◆ **Description of the task**:
Reproduce the listing exactly and skip over any pictures.

◆ **Dataset section**:

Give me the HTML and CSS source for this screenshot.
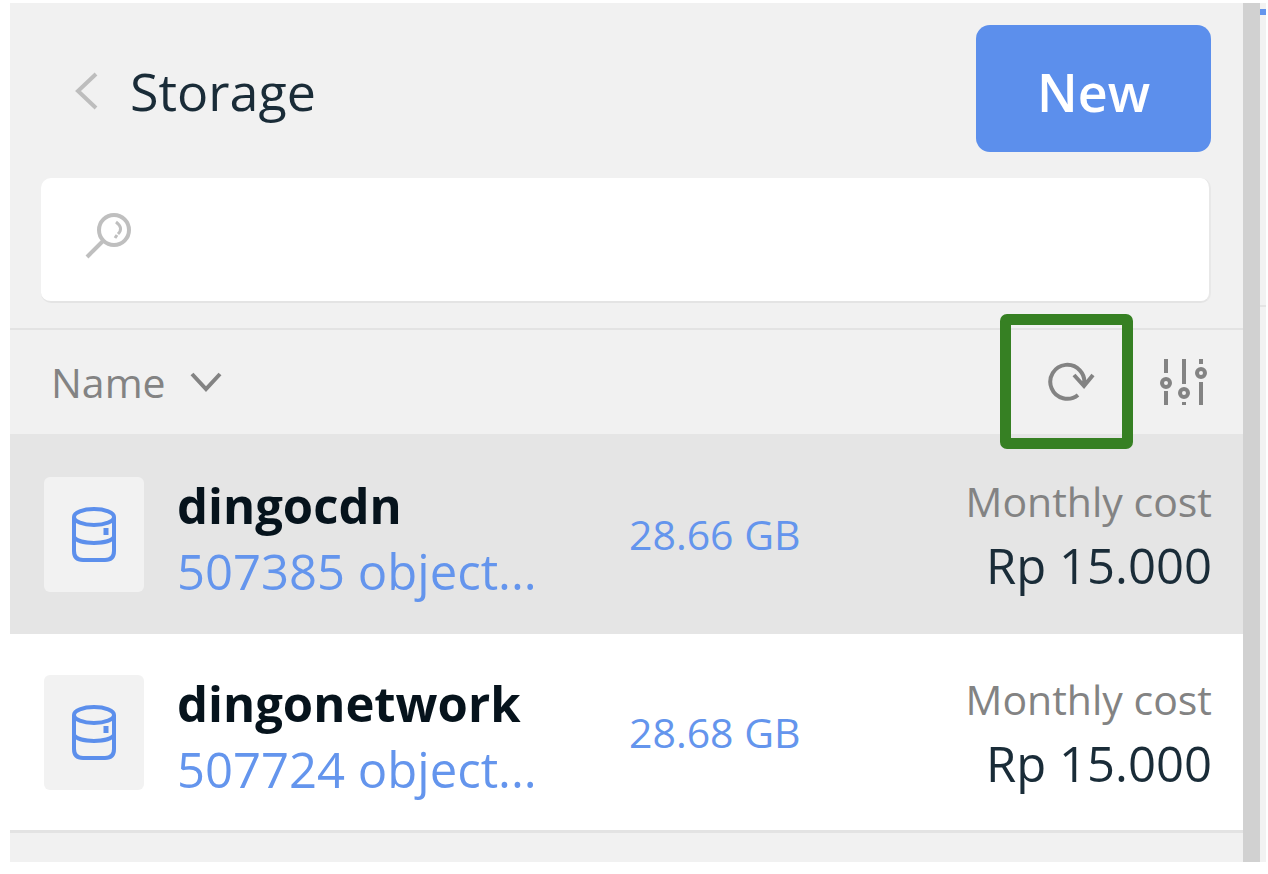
FILE: index.html
```html
<!DOCTYPE html>
<html lang="en">
<head>
<meta charset="utf-8">
<meta name="viewport" content="width=device-width, initial-scale=1.0">
<title>Storage</title>
<link rel="stylesheet" href="styles.css">
</head>
<body>
<div class="app">
  <main class="panel">
    <header class="panel-header">
      <a class="back" href="#" aria-label="Back">
        <svg width="24" height="40" viewBox="0 0 24 40"><path d="M22 3L4 20l18 17"/></svg>
      </a>
      <h1 class="title">Storage</h1>
      <button class="btn-new" type="button">New</button>
    </header>

    <div class="search">
      <svg class="search-icon" width="48" height="48" viewBox="0 0 48 48">
        <circle cx="29" cy="18" r="15"/>
        <path d="M19 28L2 45"/>
        <path class="glint" d="M31 10q8 6 2 12M32 23l-2 3"/>
      </svg>
      <input class="search-input" type="text" aria-label="Search">
    </div>

    <div class="toolbar">
      <button class="sort" type="button">
        Name
        <svg width="32" height="20" viewBox="0 0 32 20"><path d="M2 2l14 15L30 2"/></svg>
      </button>
      <div class="tools">
        <button class="tool refresh" type="button" aria-label="Refresh">
          <svg width="48" height="42" viewBox="0 0 48 42">
            <path d="M31 34A17 17 0 1 1 37 24M27 14l10 11 9-11"/>
          </svg>
          <span class="highlight"></span>
        </button>
        <button class="tool" type="button" aria-label="Filters">
          <svg width="48" height="48" viewBox="0 0 48 48">
            <path d="M7 1v14M7 33v14M25 1v25M25 44v3M42 1v5M42 24v23"/>
            <circle cx="7" cy="25" r="4"/>
            <circle cx="25" cy="35" r="4"/>
            <circle cx="42" cy="15" r="4"/>
          </svg>
        </button>
      </div>
    </div>

    <ul class="list">
      <li class="item active">
        <div class="item-icon">
          <svg width="44" height="56" viewBox="0 0 44 56">
            <ellipse cx="22" cy="11" rx="20" ry="8"/>
            <path d="M2 11v34q0 9 9 9h22q9 0 9-9V11M2 31c5 8 35 8 40 0"/>
            <path class="dot" d="M34 22v7"/>
          </svg>
        </div>
        <div class="item-info">
          <strong class="item-name">dingocdn</strong>
          <span class="item-objects">507385 object...</span>
        </div>
        <div class="item-size">28.66 GB</div>
        <div class="item-cost">
          <span class="cost-label">Monthly cost</span>
          <span class="cost-value">Rp 15.000</span>
        </div>
      </li>
      <li class="item">
        <div class="item-icon">
          <svg width="44" height="56" viewBox="0 0 44 56">
            <ellipse cx="22" cy="11" rx="20" ry="8"/>
            <path d="M2 11v34q0 9 9 9h22q9 0 9-9V11M2 31c5 8 35 8 40 0"/>
            <path class="dot" d="M34 22v7"/>
          </svg>
        </div>
        <div class="item-info">
          <strong class="item-name">dingonetwork</strong>
          <span class="item-objects">507724 object...</span>
        </div>
        <div class="item-size">28.68 GB</div>
        <div class="item-cost">
          <span class="cost-label">Monthly cost</span>
          <span class="cost-value">Rp 15.000</span>
        </div>
      </li>
    </ul>
  </main>
  <div class="divider"></div>
  <aside class="detail">
    <div class="detail-head"></div>
  </aside>
</div>
</body>
</html>
```

FILE: styles.css
```css
* {
  box-sizing: border-box;
}
body {
  margin: 0;
  background: #fff;
  color: #1a2c38;
  font-family: "Open Sans", "Noto Sans", sans-serif;
}
button, input {
  font-family: inherit;
  border: 0;
  padding: 0;
}
svg {
  display: block;
  fill: none;
  stroke: currentColor;
  stroke-width: 4;
}

.app {
  display: flex;
  min-height: 100vh;
  padding: 3px 2px 12px 10px;
}
.panel {
  flex: 1;
  min-width: 0;
  background: #f1f1f1;
}
.divider {
  width: 17px;
  background: #d1d1d1;
}
.detail {
  width: 6px;
  padding-top: 6px;
  background: #f2f2f2;
}
.detail-head {
  height: 298px;
  border-top: 6px solid #6495ed;
  border-bottom: 2px solid #e4e4e4;
}

.panel-header {
  display: flex;
  align-items: center;
  height: 175px;
  padding: 0 32px 0 64px;
}
.back {
  color: #bdbdbd;
}
.title {
  flex: 1;
  margin: 0 0 0 32px;
  font-size: 52px;
  font-weight: 400;
}
.btn-new {
  align-self: flex-start;
  width: 235px;
  height: 127px;
  margin-top: 22px;
  padding-top: 6px;
  border-radius: 14px;
  background: #5c8fec;
  color: #fff;
  font-size: 52px;
  font-weight: 600;
}

.search {
  display: flex;
  align-items: center;
  height: 125px;
  margin: 0 32px 25px 31px;
  padding: 0 44px 8px;
  background: #fff;
  border-radius: 10px;
  border-right: 2px solid #e8e8e8;
  border-bottom: 2px solid #e4e4e4;
}
.search-icon {
  color: #bfbfbf;
}
.glint {
  stroke-width: 3;
}
.search-input {
  flex: 1;
  height: 100px;
  margin-left: 20px;
  background: none;
  outline: none;
  font-size: 41px;
}

.toolbar {
  display: flex;
  align-items: center;
  justify-content: space-between;
  height: 106px;
  padding: 0 36px 0 41px;
  border-top: 2px solid #e3e3e3;
  color: #838383;
}
.sort {
  display: flex;
  align-items: center;
  gap: 24px;
  background: none;
  color: inherit;
  font-size: 41px;
}
.tools {
  display: flex;
  align-items: center;
  gap: 64px;
}
.tool {
  position: relative;
  background: none;
  color: inherit;
}
/* frame around the refresh button */
.highlight {
  position: absolute;
  top: -47px;
  left: -47px;
  width: 133px;
  height: 135px;
  border: 11px solid #368023;
  border-radius: 7px;
}

.list {
  margin: 0;
  padding: 0;
  list-style: none;
  border-bottom: 3px solid #e3e3e3;
}
.item {
  display: flex;
  align-items: center;
  height: 196px;
  padding: 0 31px 0 34px;
  background: #fff;
}
.item.active {
  height: 200px;
  background: #e5e5e5;
}
.item-icon {
  display: flex;
  align-items: center;
  justify-content: center;
  width: 100px;
  height: 115px;
  border-radius: 6px;
  background: #f2f2f2;
  color: #5c8fec;
}
.dot {
  stroke-width: 5;
}
.item-info {
  width: 452px;
  margin-left: 33px;
  padding-top: 8px;
}
.item-name, .item-objects, .cost-label, .cost-value {
  display: block;
  font-size: 49px;
  line-height: 66px;
  white-space: nowrap;
}
.item-name {
  color: #06131c;
}
.item-objects, .item-size {
  color: #6495ed;
}
.item-size {
  font-size: 41px;
  white-space: nowrap;
}
.item-cost {
  flex: 1;
  text-align: right;
}
.cost-label {
  color: #838383;
  font-size: 41px;
  line-height: 62px;
}
```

◆ **Result of the task**:
Give me the HTML and CSS source for this screenshot.
FILE: index.html
```html
<!DOCTYPE html>
<html lang="en">
<head>
<meta charset="utf-8">
<meta name="viewport" content="width=device-width, initial-scale=1.0">
<title>Storage</title>
<link rel="stylesheet" href="styles.css">
</head>
<body>
<div class="app">
  <main class="panel">
    <header class="panel-header">
      <a class="back" href="#" aria-label="Back">
        <svg width="24" height="40" viewBox="0 0 24 40"><path d="M22 3L4 20l18 17"/></svg>
      </a>
      <h1 class="title">Storage</h1>
      <button class="btn-new" type="button">New</button>
    </header>

    <div class="search">
      <svg class="search-icon" width="48" height="48" viewBox="0 0 48 48">
        <circle cx="29" cy="18" r="15"/>
        <path d="M19 28L2 45"/>
        <path class="glint" d="M31 10q8 6 2 12M32 23l-2 3"/>
      </svg>
      <input class="search-input" type="text" aria-label="Search">
    </div>

    <div class="toolbar">
      <button class="sort" type="button">
        Name
        <svg width="32" height="20" viewBox="0 0 32 20"><path d="M2 2l14 15L30 2"/></svg>
      </button>
      <div class="tools">
        <button class="tool refresh" type="button" aria-label="Refresh">
          <svg width="48" height="42" viewBox="0 0 48 42">
            <path d="M31 34A17 17 0 1 1 37 24M27 14l10 11 9-11"/>
          </svg>
          <span class="highlight"></span>
        </button>
        <button class="tool" type="button" aria-label="Filters">
          <svg width="48" height="48" viewBox="0 0 48 48">
            <path d="M7 1v14M7 33v14M25 1v25M25 44v3M42 1v5M42 24v23"/>
            <circle cx="7" cy="25" r="4"/>
            <circle cx="25" cy="35" r="4"/>
            <circle cx="42" cy="15" r="4"/>
          </svg>
        </button>
      </div>
    </div>

    <ul class="list">
      <li class="item active">
        <div class="item-icon">
          <svg width="44" height="56" viewBox="0 0 44 56">
            <ellipse cx="22" cy="11" rx="20" ry="8"/>
            <path d="M2 11v34q0 9 9 9h22q9 0 9-9V11M2 31c5 8 35 8 40 0"/>
            <path class="dot" d="M34 22v7"/>
          </svg>
        </div>
        <div class="item-info">
          <strong class="item-name">dingocdn</strong>
          <span class="item-objects">507385 object...</span>
        </div>
        <div class="item-size">28.66 GB</div>
        <div class="item-cost">
          <span class="cost-label">Monthly cost</span>
          <span class="cost-value">Rp 15.000</span>
        </div>
      </li>
      <li class="item">
        <div class="item-icon">
          <svg width="44" height="56" viewBox="0 0 44 56">
            <ellipse cx="22" cy="11" rx="20" ry="8"/>
            <path d="M2 11v34q0 9 9 9h22q9 0 9-9V11M2 31c5 8 35 8 40 0"/>
            <path class="dot" d="M34 22v7"/>
          </svg>
        </div>
        <div class="item-info">
          <strong class="item-name">dingonetwork</strong>
          <span class="item-objects">507724 object...</span>
        </div>
        <div class="item-size">28.68 GB</div>
        <div class="item-cost">
          <span class="cost-label">Monthly cost</span>
          <span class="cost-value">Rp 15.000</span>
        </div>
      </li>
    </ul>
  </main>
  <div class="divider"></div>
  <aside class="detail">
    <div class="detail-head"></div>
  </aside>
</div>
</body>
</html>
```

FILE: styles.css
```css
* {
  box-sizing: border-box;
}
body {
  margin: 0;
  background: #fff;
  color: #1a2c38;
  font-family: "Open Sans", "Noto Sans", sans-serif;
}
button, input {
  font-family: inherit;
  border: 0;
  padding: 0;
}
svg {
  display: block;
  fill: none;
  stroke: currentColor;
  stroke-width: 4;
}

.app {
  display: flex;
  min-height: 100vh;
  padding: 3px 2px 12px 10px;
}
.panel {
  flex: 1;
  min-width: 0;
  background: #f1f1f1;
}
.divider {
  width: 17px;
  background: #d1d1d1;
}
.detail {
  width: 6px;
  padding-top: 6px;
  background: #f2f2f2;
}
.detail-head {
  height: 298px;
  border-top: 6px solid #6495ed;
  border-bottom: 2px solid #e4e4e4;
}

.panel-header {
  display: flex;
  align-items: center;
  height: 175px;
  padding: 0 32px 0 64px;
}
.back {
  color: #bdbdbd;
}
.title {
  flex: 1;
  margin: 0 0 0 32px;
  font-size: 52px;
  font-weight: 400;
}
.btn-new {
  align-self: flex-start;
  width: 235px;
  height: 127px;
  margin-top: 22px;
  padding-top: 6px;
  border-radius: 14px;
  background: #5c8fec;
  color: #fff;
  font-size: 52px;
  font-weight: 600;
}

.search {
  display: flex;
  align-items: center;
  height: 125px;
  margin: 0 32px 25px 31px;
  padding: 0 44px 8px;
  background: #fff;
  border-radius: 10px;
  border-right: 2px solid #e8e8e8;
  border-bottom: 2px solid #e4e4e4;
}
.search-icon {
  color: #bfbfbf;
}
.glint {
  stroke-width: 3;
}
.search-input {
  flex: 1;
  height: 100px;
  margin-left: 20px;
  background: none;
  outline: none;
  font-size: 41px;
}

.toolbar {
  display: flex;
  align-items: center;
  justify-content: space-between;
  height: 106px;
  padding: 0 36px 0 41px;
  border-top: 2px solid #e3e3e3;
  color: #838383;
}
.sort {
  display: flex;
  align-items: center;
  gap: 24px;
  background: none;
  color: inherit;
  font-size: 41px;
}
.tools {
  display: flex;
  align-items: center;
  gap: 64px;
}
.tool {
  position: relative;
  background: none;
  color: inherit;
}
/* frame around the refresh button */
.highlight {
  position: absolute;
  top: -47px;
  left: -47px;
  width: 133px;
  height: 135px;
  border: 11px solid #368023;
  border-radius: 7px;
}

.list {
  margin: 0;
  padding: 0;
  list-style: none;
  border-bottom: 3px solid #e3e3e3;
}
.item {
  display: flex;
  align-items: center;
  height: 196px;
  padding: 0 31px 0 34px;
  background: #fff;
}
.item.active {
  height: 200px;
  background: #e5e5e5;
}
.item-icon {
  display: flex;
  align-items: center;
  justify-content: center;
  width: 100px;
  height: 115px;
  border-radius: 6px;
  background: #f2f2f2;
  color: #5c8fec;
}
.dot {
  stroke-width: 5;
}
.item-info {
  width: 452px;
  margin-left: 33px;
  padding-top: 8px;
}
.item-name, .item-objects, .cost-label, .cost-value {
  display: block;
  font-size: 49px;
  line-height: 66px;
  white-space: nowrap;
}
.item-name {
  color: #06131c;
}
.item-objects, .item-size {
  color: #6495ed;
}
.item-size {
  font-size: 41px;
  white-space: nowrap;
}
.item-cost {
  flex: 1;
  text-align: right;
}
.cost-label {
  color: #838383;
  font-size: 41px;
  line-height: 62px;
}
```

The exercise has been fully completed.